1. Dans une casserole, combiner le lait et le jus de citron, puis chauffer à feu moyen. En vérifiant avec le thermomètre, s’assurer que le lait atteint 38 °C, puis retirer la casserole du feu.

2. Diluer la présure dans l’eau. Ajouter au lait, mélanger, couvrir et laisser reposer 20 minutes.

3. Déposer un tamis au-dessus d’un contenant d’au moins 5 L (20 tasses) et placer l’étamine dans le tamis.

4. Verser délicatement le caillé dans l’étamine.

5. Laisser égoutter 10 minutes en mélangeant occasionnellement avec le bout d’une cuillère de bois.

6. Récupérer le caillé de l’étamine en le pressant avec les mains pour en retirer le maximum de liquide.

7. Mettre le caillé dans un contenant allant au fou à micro-ondes, puis le saler.

8. Chauffer le caillé 1 minute et demie à puissance maximale, puis égoutter l’excédent de liquide.

9. Avec les gants de latex (sinon avec deux cuillères à soupe), malaxer le caillé pendant 6 minutes, délicatement au départ, puis énergiquement quand il est moins chaud. Remettre au four à micro-ondes 30 secondes à puissance maximale. Le fromage doit être fondu.

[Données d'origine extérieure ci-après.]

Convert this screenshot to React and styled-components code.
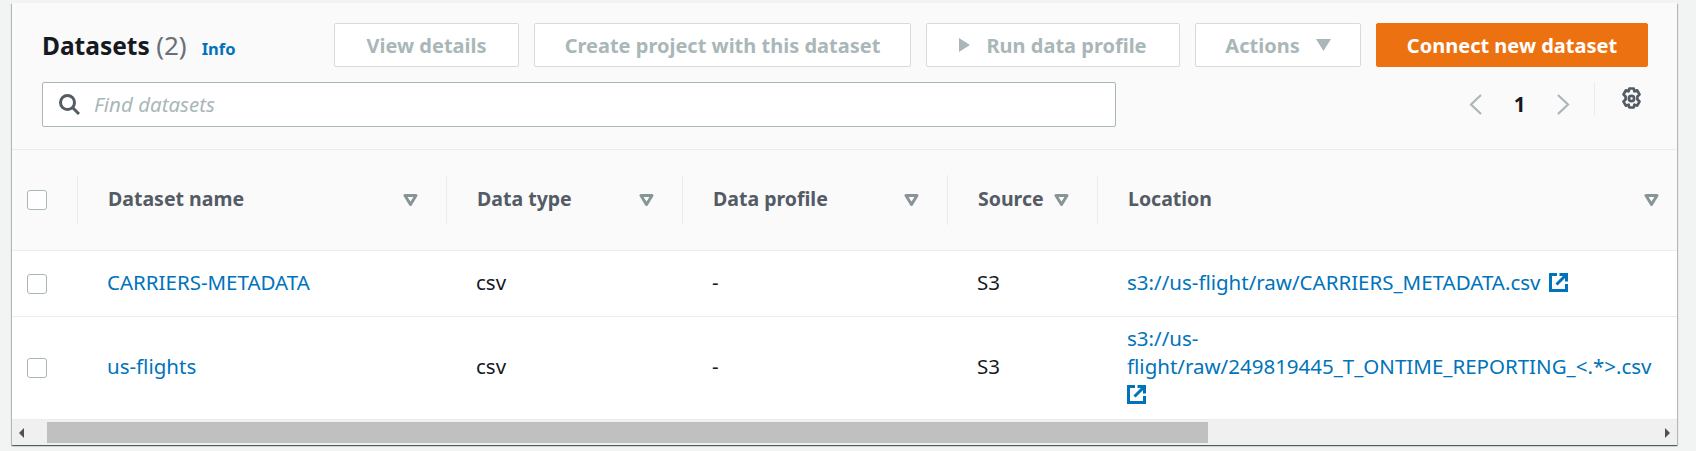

10. Étirer la mozzarella et la replier sur elle-même. Répéter jusqu’à ce qu’elle tiédisse et devienne plus friable.

11. La réchauffer alors 30 secondes à puissance maximale, puis continuer à l’étirer.

12. Lorsqu’elle est tiède à nouveau, en former une boule et l’emballer dans une étamine.

13. Laisser reposer 10 minutes, retirer de l’étamine et servir.